+++ Dataset extract

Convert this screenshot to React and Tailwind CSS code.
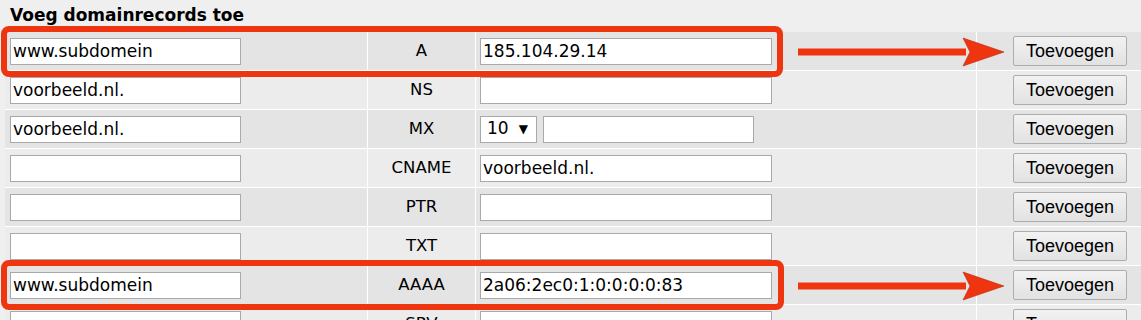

++++++
+++ Dataset extract

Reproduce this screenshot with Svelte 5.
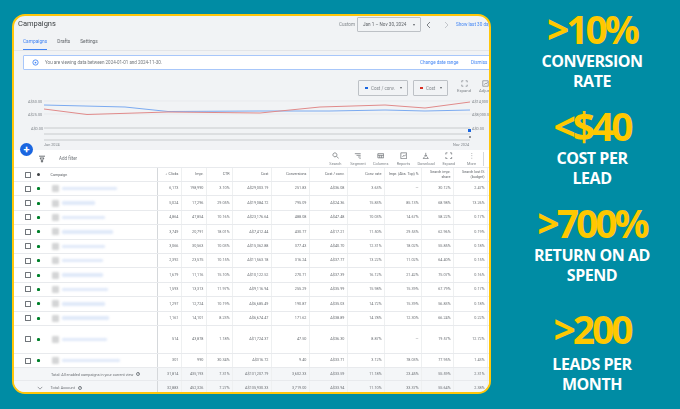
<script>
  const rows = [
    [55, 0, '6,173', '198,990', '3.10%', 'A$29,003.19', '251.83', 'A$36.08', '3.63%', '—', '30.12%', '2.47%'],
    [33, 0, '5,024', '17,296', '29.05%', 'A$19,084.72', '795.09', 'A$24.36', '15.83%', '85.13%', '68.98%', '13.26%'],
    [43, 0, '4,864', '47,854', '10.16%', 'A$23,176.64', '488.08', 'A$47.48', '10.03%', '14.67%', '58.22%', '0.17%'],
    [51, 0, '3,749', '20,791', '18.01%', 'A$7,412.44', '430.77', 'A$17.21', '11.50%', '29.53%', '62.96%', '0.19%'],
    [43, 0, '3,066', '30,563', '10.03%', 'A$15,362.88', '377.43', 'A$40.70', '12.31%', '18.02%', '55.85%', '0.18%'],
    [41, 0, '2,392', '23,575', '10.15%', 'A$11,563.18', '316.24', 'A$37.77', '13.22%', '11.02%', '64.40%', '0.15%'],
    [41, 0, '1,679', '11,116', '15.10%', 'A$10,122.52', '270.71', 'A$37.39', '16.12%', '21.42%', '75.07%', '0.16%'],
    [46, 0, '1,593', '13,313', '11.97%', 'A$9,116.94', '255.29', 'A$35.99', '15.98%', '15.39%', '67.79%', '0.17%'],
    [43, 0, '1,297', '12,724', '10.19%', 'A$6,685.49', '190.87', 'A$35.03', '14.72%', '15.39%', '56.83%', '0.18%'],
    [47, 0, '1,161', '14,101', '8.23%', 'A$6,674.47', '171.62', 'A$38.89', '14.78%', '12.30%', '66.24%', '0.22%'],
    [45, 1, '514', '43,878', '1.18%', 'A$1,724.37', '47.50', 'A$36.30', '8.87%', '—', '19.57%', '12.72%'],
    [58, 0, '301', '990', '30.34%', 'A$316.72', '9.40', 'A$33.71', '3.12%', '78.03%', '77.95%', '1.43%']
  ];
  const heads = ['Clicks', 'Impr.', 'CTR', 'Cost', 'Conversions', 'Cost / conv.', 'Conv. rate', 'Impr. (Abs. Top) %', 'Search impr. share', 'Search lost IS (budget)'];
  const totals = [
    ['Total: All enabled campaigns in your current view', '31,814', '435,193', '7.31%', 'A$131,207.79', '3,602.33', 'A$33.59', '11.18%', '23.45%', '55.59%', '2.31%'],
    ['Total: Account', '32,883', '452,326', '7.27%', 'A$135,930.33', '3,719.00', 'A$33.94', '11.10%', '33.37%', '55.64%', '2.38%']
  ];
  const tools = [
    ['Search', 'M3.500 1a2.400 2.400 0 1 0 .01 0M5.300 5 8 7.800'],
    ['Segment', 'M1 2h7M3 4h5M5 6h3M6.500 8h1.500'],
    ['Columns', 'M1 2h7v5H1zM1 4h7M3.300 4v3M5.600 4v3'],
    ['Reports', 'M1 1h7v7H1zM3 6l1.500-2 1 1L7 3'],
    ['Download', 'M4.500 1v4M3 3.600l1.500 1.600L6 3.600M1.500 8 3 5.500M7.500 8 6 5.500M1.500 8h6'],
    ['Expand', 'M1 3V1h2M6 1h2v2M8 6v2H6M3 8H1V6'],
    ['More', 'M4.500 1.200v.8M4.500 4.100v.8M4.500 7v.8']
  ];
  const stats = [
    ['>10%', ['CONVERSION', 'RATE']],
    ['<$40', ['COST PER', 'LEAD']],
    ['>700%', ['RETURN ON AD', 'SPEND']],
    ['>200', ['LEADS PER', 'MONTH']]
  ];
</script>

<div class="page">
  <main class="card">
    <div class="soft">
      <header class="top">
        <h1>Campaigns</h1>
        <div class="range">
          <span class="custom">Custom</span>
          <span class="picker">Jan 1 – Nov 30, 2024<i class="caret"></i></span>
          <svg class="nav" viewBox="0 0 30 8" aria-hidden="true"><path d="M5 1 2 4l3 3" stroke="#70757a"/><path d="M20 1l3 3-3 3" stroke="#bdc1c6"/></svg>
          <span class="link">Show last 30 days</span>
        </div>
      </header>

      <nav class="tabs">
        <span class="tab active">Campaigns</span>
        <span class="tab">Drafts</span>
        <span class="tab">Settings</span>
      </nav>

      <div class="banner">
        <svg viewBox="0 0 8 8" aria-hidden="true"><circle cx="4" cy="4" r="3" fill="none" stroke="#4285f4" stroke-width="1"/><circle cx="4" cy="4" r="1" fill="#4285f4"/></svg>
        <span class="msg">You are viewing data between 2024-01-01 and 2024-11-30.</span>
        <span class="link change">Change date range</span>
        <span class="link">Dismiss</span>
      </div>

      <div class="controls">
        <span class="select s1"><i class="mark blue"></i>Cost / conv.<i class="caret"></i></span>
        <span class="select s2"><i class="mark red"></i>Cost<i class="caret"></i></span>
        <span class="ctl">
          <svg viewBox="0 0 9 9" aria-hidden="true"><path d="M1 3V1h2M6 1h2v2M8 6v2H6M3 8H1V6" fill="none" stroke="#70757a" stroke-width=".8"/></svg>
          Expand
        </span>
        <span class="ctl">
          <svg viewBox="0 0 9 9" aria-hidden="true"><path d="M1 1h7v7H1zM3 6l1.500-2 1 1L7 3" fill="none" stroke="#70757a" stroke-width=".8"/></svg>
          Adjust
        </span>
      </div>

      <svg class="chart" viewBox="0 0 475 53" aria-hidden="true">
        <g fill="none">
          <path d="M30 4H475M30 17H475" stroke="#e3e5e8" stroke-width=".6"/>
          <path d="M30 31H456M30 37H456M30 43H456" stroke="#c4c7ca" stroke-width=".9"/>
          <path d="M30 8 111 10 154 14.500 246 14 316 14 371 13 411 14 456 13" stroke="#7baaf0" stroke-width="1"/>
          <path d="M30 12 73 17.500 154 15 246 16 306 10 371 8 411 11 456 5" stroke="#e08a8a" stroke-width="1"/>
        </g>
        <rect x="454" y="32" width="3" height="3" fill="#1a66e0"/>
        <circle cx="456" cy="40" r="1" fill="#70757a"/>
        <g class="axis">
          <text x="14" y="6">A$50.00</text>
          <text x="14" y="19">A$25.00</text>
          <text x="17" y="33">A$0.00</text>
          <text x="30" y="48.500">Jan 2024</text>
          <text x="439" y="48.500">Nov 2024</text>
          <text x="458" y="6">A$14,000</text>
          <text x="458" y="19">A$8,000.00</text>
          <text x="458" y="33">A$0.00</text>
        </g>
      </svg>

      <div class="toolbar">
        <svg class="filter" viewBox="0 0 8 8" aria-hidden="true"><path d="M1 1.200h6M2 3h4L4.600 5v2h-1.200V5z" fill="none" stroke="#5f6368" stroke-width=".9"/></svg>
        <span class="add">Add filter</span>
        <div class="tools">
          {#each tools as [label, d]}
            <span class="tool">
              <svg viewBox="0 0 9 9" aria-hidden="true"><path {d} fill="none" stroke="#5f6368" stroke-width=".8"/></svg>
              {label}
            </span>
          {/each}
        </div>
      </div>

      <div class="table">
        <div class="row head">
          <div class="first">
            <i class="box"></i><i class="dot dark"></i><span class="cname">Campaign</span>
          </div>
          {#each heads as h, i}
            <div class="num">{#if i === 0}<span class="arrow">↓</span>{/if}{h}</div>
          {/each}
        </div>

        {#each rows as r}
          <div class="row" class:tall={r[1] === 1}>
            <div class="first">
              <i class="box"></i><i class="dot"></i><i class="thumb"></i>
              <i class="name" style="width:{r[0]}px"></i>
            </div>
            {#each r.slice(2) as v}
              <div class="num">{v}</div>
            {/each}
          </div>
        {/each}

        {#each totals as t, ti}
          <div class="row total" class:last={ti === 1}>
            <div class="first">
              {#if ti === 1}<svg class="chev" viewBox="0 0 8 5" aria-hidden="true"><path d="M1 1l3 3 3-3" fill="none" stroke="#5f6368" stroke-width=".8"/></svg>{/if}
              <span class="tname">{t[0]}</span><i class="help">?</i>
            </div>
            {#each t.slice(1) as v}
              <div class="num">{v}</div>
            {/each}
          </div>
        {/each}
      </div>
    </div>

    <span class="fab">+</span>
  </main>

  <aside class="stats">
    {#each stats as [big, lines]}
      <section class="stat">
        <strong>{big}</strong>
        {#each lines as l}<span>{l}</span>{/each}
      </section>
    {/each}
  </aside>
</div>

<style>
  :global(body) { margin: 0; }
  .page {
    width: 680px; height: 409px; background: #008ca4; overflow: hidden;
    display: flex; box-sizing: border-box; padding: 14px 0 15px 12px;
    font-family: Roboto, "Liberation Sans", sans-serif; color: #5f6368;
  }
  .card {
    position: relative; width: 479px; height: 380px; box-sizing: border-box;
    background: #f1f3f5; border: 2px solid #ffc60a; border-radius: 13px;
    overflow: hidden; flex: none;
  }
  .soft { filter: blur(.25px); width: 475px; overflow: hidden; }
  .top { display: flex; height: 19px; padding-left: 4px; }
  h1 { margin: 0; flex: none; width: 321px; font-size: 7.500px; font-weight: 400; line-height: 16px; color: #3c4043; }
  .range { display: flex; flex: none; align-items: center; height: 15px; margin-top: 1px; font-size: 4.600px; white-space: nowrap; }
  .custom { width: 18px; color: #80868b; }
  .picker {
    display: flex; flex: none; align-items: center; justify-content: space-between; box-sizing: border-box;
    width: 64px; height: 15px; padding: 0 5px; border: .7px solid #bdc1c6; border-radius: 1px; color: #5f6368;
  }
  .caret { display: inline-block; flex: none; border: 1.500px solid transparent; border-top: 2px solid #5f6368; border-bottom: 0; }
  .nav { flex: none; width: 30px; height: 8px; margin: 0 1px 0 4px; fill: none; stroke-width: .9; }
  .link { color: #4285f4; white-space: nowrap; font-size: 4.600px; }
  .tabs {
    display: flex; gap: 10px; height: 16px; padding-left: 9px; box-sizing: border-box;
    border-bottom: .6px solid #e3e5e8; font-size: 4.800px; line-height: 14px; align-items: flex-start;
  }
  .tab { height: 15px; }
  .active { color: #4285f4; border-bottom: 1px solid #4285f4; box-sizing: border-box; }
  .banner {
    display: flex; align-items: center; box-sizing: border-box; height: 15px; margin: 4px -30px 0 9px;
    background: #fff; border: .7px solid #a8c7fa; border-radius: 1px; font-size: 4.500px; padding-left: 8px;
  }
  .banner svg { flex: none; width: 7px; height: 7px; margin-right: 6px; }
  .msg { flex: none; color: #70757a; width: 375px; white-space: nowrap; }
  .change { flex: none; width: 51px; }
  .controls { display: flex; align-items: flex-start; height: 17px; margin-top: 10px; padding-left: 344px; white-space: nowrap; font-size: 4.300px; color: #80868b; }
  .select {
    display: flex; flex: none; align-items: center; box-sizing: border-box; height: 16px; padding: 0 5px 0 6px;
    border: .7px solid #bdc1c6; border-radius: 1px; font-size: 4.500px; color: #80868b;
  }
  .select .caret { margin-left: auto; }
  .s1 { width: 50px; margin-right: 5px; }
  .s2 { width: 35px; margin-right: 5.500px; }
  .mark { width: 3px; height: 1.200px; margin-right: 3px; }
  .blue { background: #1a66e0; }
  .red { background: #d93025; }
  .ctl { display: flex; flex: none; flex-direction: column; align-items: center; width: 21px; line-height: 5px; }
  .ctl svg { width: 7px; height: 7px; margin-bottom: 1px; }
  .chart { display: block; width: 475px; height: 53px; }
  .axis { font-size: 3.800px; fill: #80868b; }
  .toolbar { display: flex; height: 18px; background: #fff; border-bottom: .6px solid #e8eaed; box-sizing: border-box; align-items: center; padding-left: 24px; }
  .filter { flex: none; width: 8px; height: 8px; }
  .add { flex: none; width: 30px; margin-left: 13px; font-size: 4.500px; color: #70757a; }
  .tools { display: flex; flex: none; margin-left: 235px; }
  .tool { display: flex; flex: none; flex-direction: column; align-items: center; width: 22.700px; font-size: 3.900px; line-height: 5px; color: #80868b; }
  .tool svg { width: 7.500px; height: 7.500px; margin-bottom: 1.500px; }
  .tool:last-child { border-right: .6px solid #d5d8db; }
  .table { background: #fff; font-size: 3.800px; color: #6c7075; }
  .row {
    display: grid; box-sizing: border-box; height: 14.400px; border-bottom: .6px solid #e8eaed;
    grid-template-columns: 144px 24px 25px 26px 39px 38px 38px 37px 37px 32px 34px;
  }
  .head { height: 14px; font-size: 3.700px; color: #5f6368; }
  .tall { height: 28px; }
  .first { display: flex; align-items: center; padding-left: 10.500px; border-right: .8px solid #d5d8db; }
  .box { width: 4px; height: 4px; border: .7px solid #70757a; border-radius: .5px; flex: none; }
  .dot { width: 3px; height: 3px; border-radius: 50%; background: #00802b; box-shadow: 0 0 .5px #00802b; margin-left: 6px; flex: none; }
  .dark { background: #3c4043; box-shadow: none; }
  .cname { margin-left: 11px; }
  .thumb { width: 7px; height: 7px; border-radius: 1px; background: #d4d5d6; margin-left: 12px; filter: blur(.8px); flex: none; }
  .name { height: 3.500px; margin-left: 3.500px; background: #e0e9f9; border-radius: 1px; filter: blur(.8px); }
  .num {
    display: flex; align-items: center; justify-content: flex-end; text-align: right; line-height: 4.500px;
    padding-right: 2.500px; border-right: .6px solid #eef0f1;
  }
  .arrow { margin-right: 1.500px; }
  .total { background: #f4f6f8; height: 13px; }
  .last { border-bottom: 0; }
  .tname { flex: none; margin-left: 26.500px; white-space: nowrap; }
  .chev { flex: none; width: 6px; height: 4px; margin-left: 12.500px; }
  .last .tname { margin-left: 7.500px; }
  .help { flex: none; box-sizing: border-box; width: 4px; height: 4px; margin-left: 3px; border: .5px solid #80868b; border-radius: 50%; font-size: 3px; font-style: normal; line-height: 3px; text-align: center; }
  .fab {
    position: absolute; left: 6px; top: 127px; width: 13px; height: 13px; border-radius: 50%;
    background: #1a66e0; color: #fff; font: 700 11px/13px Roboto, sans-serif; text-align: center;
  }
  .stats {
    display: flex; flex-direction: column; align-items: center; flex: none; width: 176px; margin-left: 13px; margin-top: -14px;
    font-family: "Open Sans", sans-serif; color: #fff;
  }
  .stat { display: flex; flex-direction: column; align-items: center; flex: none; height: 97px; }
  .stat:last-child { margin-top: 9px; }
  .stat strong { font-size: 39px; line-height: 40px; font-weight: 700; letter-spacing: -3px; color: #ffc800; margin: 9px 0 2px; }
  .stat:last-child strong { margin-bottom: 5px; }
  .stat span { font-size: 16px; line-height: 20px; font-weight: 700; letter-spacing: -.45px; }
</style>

++++++

▶ _The exercise_: Using the records above, pull out each line where the word "this" occurs.

▶ _Correct result_:
Convert this screenshot to React and Tailwind CSS code.
Reproduce this screenshot with Svelte 5.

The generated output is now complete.